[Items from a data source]
· · · ·

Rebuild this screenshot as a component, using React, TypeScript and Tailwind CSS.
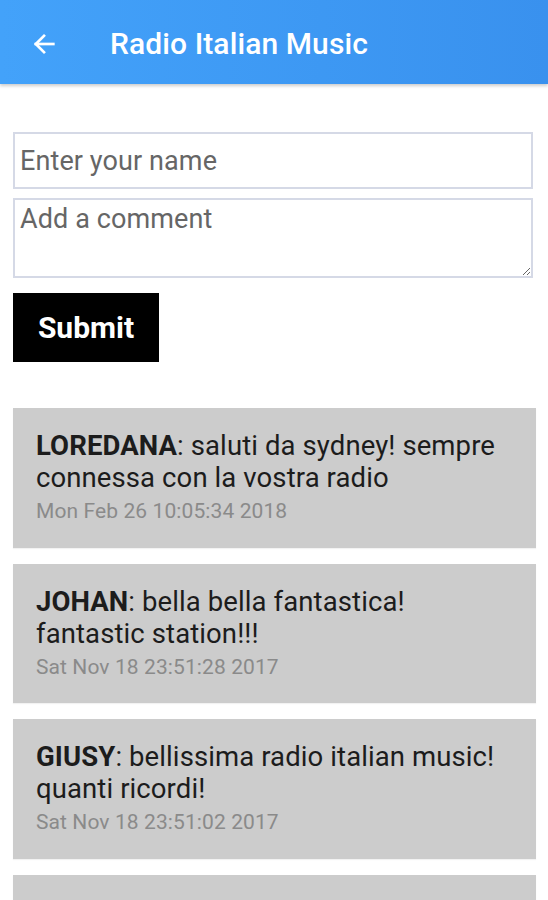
import React from "react";

const comments = [
  { name: "LOREDANA", text: "saluti da sydney! sempre connessa con la vostra radio", date: "Mon Feb 26 10:05:34 2018" },
  { name: "JOHAN", text: "bella bella fantastica! fantastic station!!!", date: "Sat Nov 18 23:51:28 2017" },
  { name: "GIUSY", text: "bellissima radio italian music! quanti ricordi!", date: "Sat Nov 18 23:51:02 2017" },
  { name: "MARIO", text: "grazie per la bella musica", date: "Sat Nov 18 23:50:11 2017" },
];

export default function App() {
  return (
    <div className="w-[548px] h-[900px] overflow-hidden bg-white" style={{ fontFamily: "Roboto, 'Noto Sans', sans-serif" }}>
      <header className="h-[84px] flex items-center pt-[3px] bg-gradient-to-r from-[#43a2fa] to-[#3991ee] shadow-[0_2px_3px_rgba(0,0,0,0.2)] relative z-10">
        <div className="w-[110px] flex items-center pl-[30px]">
          <svg width="28" height="28" viewBox="0 0 24 24" fill="none" stroke="white" strokeWidth="2.3" strokeLinecap="square">
            <path d="M20 12H5" />
            <path d="M12 5l-7 7 7 7" />
          </svg>
        </div>
        <h1 className="text-white text-[30px] font-medium tracking-[0.1px]">Radio Italian Music</h1>
      </header>
      <div className="px-[13px] pt-[48px]">
        <input
          className="block w-[520px] h-[57px] border-2 border-[#d5d9e6] px-[5px] text-[27px] tracking-[0.1px] text-[#222] placeholder:text-[#666] outline-none"
          placeholder="Enter your name"
        />
        <textarea
          className="block mt-[9px] w-[520px] h-[80px] border-2 border-[#d5d9e6] px-[5px] pt-[0px] text-[27px] tracking-[0.1px] leading-[38px] text-[#222] placeholder:text-[#666] outline-none resize-y"
          placeholder="Add a comment"
        />
        <button className="mt-[15px] w-[146px] h-[69px] bg-black text-white font-bold text-[30px]">Submit</button>
        <div className="mt-[46px] flex flex-col gap-[16px] w-[523px]">
          {comments.map((c) => (
            <div key={c.date} className="bg-[#cccccc] h-[139.5px] shrink-0 pl-[23px] pr-[34px] pt-[22px] shadow-[0_1px_1px_rgba(0,0,0,0.05)]">
              <p className="text-[27.5px] leading-[32px] tracking-[0.1px] text-[#1c1c1c]">
                <span className="font-bold">{c.name}</span>: {c.text}
              </p>
              <p className="text-[21px] leading-[34px] tracking-[0.1px] text-[#8a8a8a]">{c.date}</p>
            </div>
          ))}
        </div>
      </div>
    </div>
  );
}
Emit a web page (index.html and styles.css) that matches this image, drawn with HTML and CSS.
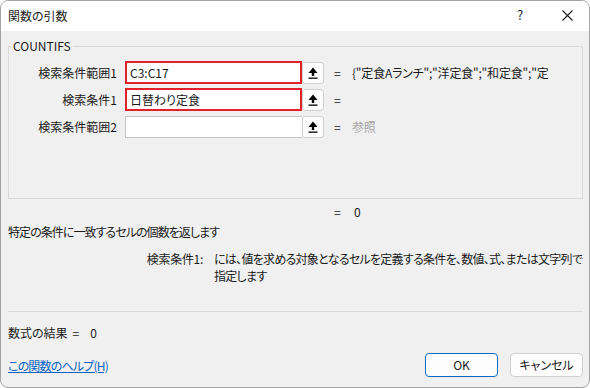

· · · ·

Instruction:
Starting at the top of the listing above, please restate word for word each line up to and including the one that holds "import React from", omitting every image.

Response to this exercise:
Rebuild this screenshot as a component, using React, TypeScript and Tailwind CSS.
import React from "react";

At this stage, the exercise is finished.